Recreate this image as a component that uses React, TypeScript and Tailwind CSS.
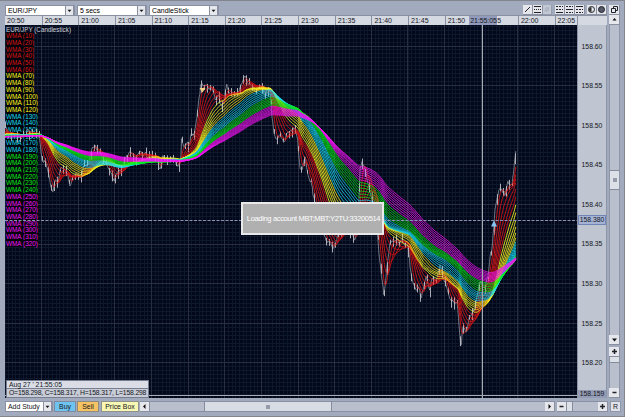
import type { ReactNode } from 'react';
import clsx from 'clsx';

type Point = [number, number];

const BAR = 0.611;
const WARMUP = 340;
const LEFT = 5;
const RIGHT = 517;

// close price in plot coordinates, one entry per swing
const swings: Point[] = [
  [-200, 142], [-120, 139], [-60, 138], [-20, 137], [-5, 134], [5, 128], [8, 133], [12, 135], [18, 135], [22, 139],
  [26, 132], [32, 133], [38, 132], [40, 138], [42, 159], [46, 163], [48, 170], [51, 188], [53, 193], [55, 182],
  [58, 185], [61, 168], [65, 170], [68, 175], [70, 187], [73, 172], [77, 175], [80, 177], [84, 166], [88, 164],
  [90, 156], [92, 148], [95, 144], [98, 152], [101, 153], [105, 160], [108, 165], [112, 173], [115, 180], [118, 172],
  [122, 166], [126, 159], [130, 149], [132, 152], [136, 158], [140, 154], [145, 156], [150, 154], [155, 160],
  [160, 167], [163, 155], [168, 163], [172, 158], [176, 164], [179, 168], [181, 158], [181.5, 140], [184, 150],
  [187, 144], [190, 142], [191, 130], [194, 135], [197, 115], [199, 95], [201, 87], [204, 86], [208, 85],
  [212, 90], [215, 101], [218, 98], [222, 104], [225, 96], [227, 85], [230, 92], [235, 91], [240, 89], [243, 80],
  [245, 75], [248, 83], [252, 88], [257, 90], [261, 87], [265, 93], [270, 93], [272, 118], [274, 132], [276, 138],
  [280, 136], [284, 140], [288, 133], [292, 130], [295, 130], [298, 145], [300, 166], [302, 168], [305, 156],
  [307, 172], [310, 181], [314, 195], [318, 215], [322, 222], [326, 243], [330, 240], [333, 247], [338, 235],
  [345, 222], [352, 235], [355, 242], [358, 225], [360, 168], [362, 162], [365, 172], [370, 190], [374, 205],
  [377, 230], [379, 255], [381, 273], [384, 293], [387, 266], [390, 242], [395, 243], [400, 240], [405, 242],
  [409, 250], [410, 266], [413, 282], [416, 290], [419, 290], [421, 299], [424, 285], [426, 275], [430, 288],
  [433, 275], [436, 280], [440, 264], [443, 275], [447, 288], [450, 298], [454, 303], [457, 300], [459, 325],
  [461, 346], [463, 328], [466, 335], [469, 317], [473, 313], [478, 292], [480, 279], [483, 290], [488, 280],
  [490, 260], [492, 246], [494, 222], [495, 206], [498, 192], [502, 187], [505, 197], [508, 182], [512, 184],
  [515, 155], [517, 146],
];

function priceAt(x: number) {
  for (let i = 1; i < swings.length; i++) {
    if (x <= swings[i][0]) {
      const [x0, y0] = swings[i - 1];
      const [x1, y1] = swings[i];
      return y0 + ((y1 - y0) * (x - x0)) / (x1 - x0);
    }
  }
  return swings[swings.length - 1][1];
}

function noise(i: number) {
  const v = Math.sin(i * 127.1 + 11.7) * 43758.5453;
  return v - Math.floor(v) - 0.5;
}

const count = WARMUP + Math.floor((RIGHT - LEFT) / BAR);
const closes = Array.from(
  { length: count },
  (_, i) => priceAt(LEFT + (i - WARMUP) * BAR) + noise(i) + noise(Math.floor(i / 4) + 4000) * 6
);

function wma(period: number) {
  const weight = (period * (period + 1)) / 2;
  const out: string[] = [];
  for (let i = WARMUP; i < count; i++) {
    let sum = 0;
    for (let k = 0; k < period; k++) sum += closes[i - k] * (period - k);
    out.push(`${(LEFT + (i - WARMUP) * BAR).toFixed(1)},${(sum / weight).toFixed(1)}`);
  }
  return out.join(' ');
}

function colorFor(period: number) {
  if (period <= 60) return '#dc1414';
  if (period <= 120) return '#fff81c';
  if (period <= 180) return '#18dcee';
  if (period <= 240) return '#08ee18';
  return '#f414f4';
}

const averages = Array.from({ length: 32 }, (_, i) => {
  const period = (i + 1) * 10;
  return { period, color: colorFor(period), points: wma(period) };
});

const candles = closes
  .slice(WARMUP)
  .map((y, i) => {
    if (i % 5 !== 0) return '';
    const x = Math.round(LEFT + i * BAR) + 0.5;
    const up = 1 + Math.abs(noise(i + 900)) * 10;
    const down = 1 + Math.abs(noise(i + 2500)) * 13;
    return `M${x} ${(y - up).toFixed(1)}V${(y + down).toFixed(1)}`;
  })
  .join('');

const closeLine = closes.slice(WARMUP).map((y, i) => `${(LEFT + i * BAR).toFixed(1)},${y.toFixed(1)}`).join(' ');

const times = ['20:50', '20:55', '21:00', '21:05', '21:10', '21:15', '21:20', '21:25', '21:30', '21:35', '21:40', '21:45', '21:50', '21:55', '22:00', '22:05'];
const prices = ['158.60', '158.55', '158.50', '158.45', '158.40', '158.35', '158.30', '158.25', '158.20'];

const timeX = (i: number) => 4.8 + i * 36.65;
const priceY = (i: number) => 46 + i * 39.6;

function Chart() {
  return (
    <svg className="block h-[373px] w-[572px] shrink-0 bg-[#020719]" viewBox="5 25 572 373">
      <g stroke="#0e182c" strokeWidth="1" shapeRendering="crispEdges">
        {Array.from({ length: 156 }, (_, i) => (
          <path key={i} d={`M${5 + i * 3.665} 25V398`} />
        ))}
        {Array.from({ length: 94 }, (_, i) => (
          <path key={i} d={`M5 ${26.2 + i * 3.96}H577`} />
        ))}
      </g>
      <g stroke="#272f43" strokeWidth="1" shapeRendering="crispEdges">
        {times.map((t, i) => (
          <path key={t} d={`M${timeX(i)} 25V398`} />
        ))}
        {prices.map((p, i) => (
          <path key={p} d={`M5 ${priceY(i)}H577`} />
        ))}
      </g>

      <g fontFamily="Liberation Sans, Arial, sans-serif" fontSize="6.8">
        <text x="6" y="31.5" fill="#d0d3dc" textLength="65" lengthAdjust="spacingAndGlyphs">EUR/JPY (Candlestick)</text>
        {averages.map(({ period, color }, i) => (
          <g key={period}>
            <rect x="6" y={32.6 + i * 6.69} width={period < 100 ? 28 : 32} height="6.7" fill="#02040c" />
            <text
              x="6"
              y={38.3 + i * 6.69}
              fill={color}
              textLength={period < 100 ? 28 : 32}
              lengthAdjust="spacingAndGlyphs"
            >
              {`WMA (${period})`}
            </text>
          </g>
        ))}
      </g>

      <path d={candles} stroke="#b4b6bd" strokeWidth="0.9" />
      <polyline points={closeLine} fill="none" stroke="#b9bbc3" strokeWidth="0.6" />
      <g fill="none" strokeWidth="0.85">
        {averages.map(({ period, color, points }) => (
          <polyline key={period} points={points} stroke={color} />
        ))}
      </g>
      <path d={candles} stroke="#d0d0d4" strokeWidth="0.8" opacity="0.25" />
      <path d="M199.5 88H205.5L202.5 92.5Z" fill="#f3d284" />
      <path d="M491 226.5H497L494 220.5Z" fill="#83c6f4" />

      <path d="M5 220.5H577" stroke="#8b91b4" strokeDasharray="3 1.5" />
      <path d="M482.5 25V398M5 395.5H577" stroke="#a9abb4" />
    </svg>
  );
}

function IconButton({ children, className }: { children: ReactNode; className?: string }) {
  return (
    <span
      className={clsx(
        'flex h-[10px] shrink-0 items-center justify-center border-r border-b border-[#8b90a1] bg-[#e5e7ed]',
        className ?? 'w-[10px]'
      )}
    >
      <svg className="h-[9px] w-[9px]" viewBox="0 0 9 9" fill="none" stroke="#20222a">
        {children}
      </svg>
    </span>
  );
}

const arrows = {
  up: 'M2.5 5.5H6.5L4.5 3Z',
  down: 'M2 3.5H7L4.5 6.5Z',
  left: 'M5.5 2V7L3 4.5Z',
  right: 'M3.5 2V7L6 4.5Z',
};

function Arrow({ dir, className }: { dir: keyof typeof arrows; className?: string }) {
  return (
    <IconButton className={className}>
      <path d={arrows[dir]} fill="#111" stroke="none" />
    </IconButton>
  );
}

function Select({ label }: { label: string }) {
  return (
    <div className="flex h-[11px] w-[70px] border border-[#8a90a3] bg-white">
      <span className="flex-1 pl-[2px] text-[6.9px] leading-[9px]">{label}</span>
      <Arrow dir="down" className="w-[9px] border-l" />
    </div>
  );
}

function Toolbar() {
  return (
    <div className="flex h-[12px] shrink-0 items-center pr-[4px] pl-[5px]">
      <div className="flex gap-[2px]">
        <Select label="EUR/JPY" />
        <Select label="5 secs" />
        <Select label="CandleStick" />
      </div>
      <div className="ml-auto flex gap-[2px]">
        <div className="flex">
          <IconButton><path d="M2 7L7 2" /></IconButton>
          <IconButton><path d="M1 1.5H8M1 7.5H8" /><path d="M1 4.5H8" strokeDasharray="1 1" /></IconButton>
          <IconButton className="w-[9px] opacity-50"><g stroke="#aab"><circle cx="4.5" cy="4.5" r="2" /><path d="M2 7L7 2" /></g></IconButton>
        </div>
        <div className="ml-[1px] flex">
          <IconButton><path d="M1 7.5H8" /><path d="M1 1.5H8M1 4.5H8" strokeDasharray="2 1" /></IconButton>
          <IconButton><path d="M1 4.5H8" /><path d="M1 1.5H8M1 7.5H8" strokeDasharray="2 1" /></IconButton>
          <IconButton><path d="M1 1.5H8" /><path d="M1 4.5H8M1 7.5H8" strokeDasharray="2 1" /></IconButton>
        </div>
        <div className="flex">
          <IconButton><circle cx="4.5" cy="4.5" r="3" /><path d="M4.5 2A2.5 2.5 0 0 0 4.5 7Z" fill="#333" stroke="none" /></IconButton>
          <IconButton><circle cx="4.5" cy="4.5" r="3" fill="#555866" /></IconButton>
        </div>
        <IconButton className="w-[11px]"><path d="M3.5 1.5H7.5V5.5H3.5Z" /><path d="M1.5 3.5H5.5V7.5H1.5Z" fill="#e5e7ed" /></IconButton>
      </div>
    </div>
  );
}

function TimeAxis() {
  return (
    <div className="relative flex h-[9px] w-[602px] overflow-hidden bg-[#d5d9e2] text-[7px] leading-[9px] text-[#15161c]">
      {times.map((t, i) =>
        t === '21:55' ? (
          <span key={t} className="-ml-[12px] flex w-[48.65px] shrink-0">
            <span className="w-[28px] bg-[#929bbb] pl-[1px] tracking-[-0.1px]">21:55:05</span>5
          </span>
        ) : (
          <span
            key={t}
            className={clsx('w-[36.65px] shrink-0 pl-[2px]', i > 0 && 'border-l border-[#8990a2]')}
          >
            {t}
          </span>
        )
      )}
      <span className="absolute top-0 left-[572px] h-full w-[31px] border-l border-[#8990a2] bg-[#d5d9e2]" />
    </div>
  );
}

function PriceAxis() {
  return (
    <div className="relative w-[30px] border-l border-r border-[#8c94a8] bg-[#bfc5d1] pt-[1.5px] text-center text-[6.8px] text-[#15161c]">
      {prices.map((p) => (
        <div key={p} className="h-[39.6px] leading-[39.6px]">{p}</div>
      ))}
      <div className="absolute top-[190px] left-0 h-[10px] w-full border border-[#7184b3] bg-[#a5b4d5] leading-[8px]">158.380</div>
      <div className="absolute bottom-0 left-0 h-[8px] w-full bg-[#949cb5] leading-[8px]">158.159</div>
    </div>
  );
}

function Grip() {
  return <span className="h-[4px] w-[4px] bg-[#969ba9]" />;
}

function VerticalScroll() {
  return (
    <div className="ml-[2px] flex w-[11px] flex-col">
      <Arrow dir="up" className="w-[11px]" />
      <div className="flex flex-1 flex-col border-x border-[#8f95a7] bg-[#b9bfcc] pt-[145px]">
        <div className="flex h-[20px] items-center justify-center border-y border-[#858b9d] bg-[#dce0e7]"><Grip /></div>
      </div>
      <Arrow dir="down" className="w-[11px]" />
      <IconButton className="mt-[2px] w-[11px]"><path d="M2 4.5H7M4.5 2V7" strokeWidth="1.5" /></IconButton>
      <div className="h-[31px] border-x border-[#8f95a7] bg-[#b9bfcc]">
        <div className="h-[6px] border-b border-[#858b9d] bg-[#dce0e7]" />
      </div>
      <IconButton className="w-[11px]"><path d="M2.5 4.5H6.5" strokeWidth="1.5" /></IconButton>
    </div>
  );
}

function BottomBar() {
  return (
    <div className="mt-[3px] flex h-[11px] items-stretch pl-[5px] text-[6.9px] leading-[9px] text-[#15161c]">
      <div className="flex w-[48px] border border-[#8a90a3] bg-white">
        <span className="flex-1 pl-[2px] whitespace-nowrap">Add Study</span>
        <Arrow dir="down" className="h-[9px] w-[9px] border-l" />
      </div>
      <span className="ml-px w-[22px] border border-[#7d8aa0] bg-[#6ec3f1] text-center">Buy</span>
      <span className="ml-[1px] w-[22px] border border-[#8f8a80] bg-[#f6c263] text-center">Sell</span>
      <span className="ml-[2px] w-[38px] border border-[#90918c] bg-[#f8f7b3] text-center whitespace-nowrap">Price Box</span>
      <div className="ml-[1px] flex w-[415px] border-y border-[#8a90a3] bg-[#b9bfcc]">
        <Arrow dir="left" />
        <div className="ml-[54px] flex w-[128px] items-center justify-center border-x border-[#858b9d] bg-[#d8dce4]"><Grip /></div>
        <span className="flex-1" />
        <Arrow dir="right" />
      </div>
      <div className="ml-[2px] flex w-[51px] border-y border-[#8a90a3] bg-[#b9bfcc]">
        <IconButton><path d="M2.5 4.5H6.5" strokeWidth="1.5" /></IconButton>
        <span className="w-[6px] border-r border-[#858b9d] bg-[#dce0e7]" />
        <span className="flex-1" />
        <IconButton><path d="M2 4.5H7M4.5 2V7" strokeWidth="1.5" /></IconButton>
      </div>
      <span className="ml-[2px] w-[11px] border border-[#9097a8] bg-[#dfe2e9] text-center">R</span>
    </div>
  );
}

export default function App() {
  return (
    <div className="flex h-[417px] w-[625px] flex-col overflow-hidden border-t border-r border-b border-[#82858e] bg-[#a2aabd] pt-[3px] font-['Liberation_Sans',Arial,sans-serif] text-black">
      <Toolbar />
      <div className="-mt-px flex h-[383px] shrink-0 pl-[5px]">
        <div className="flex w-[602px] flex-col border-t border-[#8990a2]">
          <TimeAxis />
          <div className="flex h-[373px]">
            <div className="relative">
              <Chart />
              <div className="absolute top-[177px] left-[236px] flex h-[33px] w-[143px] items-center justify-center border-2 border-[#e9e9e9] bg-[#b0b0b0] pl-[2px] text-[7.5px] tracking-[-0.34px] whitespace-nowrap text-white">
                Loading account MBT;MBT;Y2TU:33200514
              </div>
              <div className="absolute top-[355px] left-[1px] w-[143px] border border-[#777d8e] bg-[#c8ccd7] text-[6.8px] whitespace-nowrap text-[#15161c]">
                <div className="h-[8px] border-b border-[#777d8e] bg-[#dadde5] pl-[2px] leading-[8px]">Aug 27 ' 21:55:05</div>
                <div className="h-[8px] pl-[2px] leading-[8px] tracking-[-0.17px]">O=158.298, C=158.317, H=158.317, L=158.298</div>
              </div>
            </div>
            <PriceAxis />
          </div>
        </div>
        <VerticalScroll />
      </div>
      <BottomBar />
    </div>
  );
}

## Given problem
From the first line of the listing above, repeat every line through the one holding "const RIGHT = 517;". Both ends count, and pictures stay out.

## Exercise result
Recreate this image as a component that uses React, TypeScript and Tailwind CSS.
import type { ReactNode } from 'react';
import clsx from 'clsx';

type Point = [number, number];

const BAR = 0.611;
const WARMUP = 340;
const LEFT = 5;
const RIGHT = 517;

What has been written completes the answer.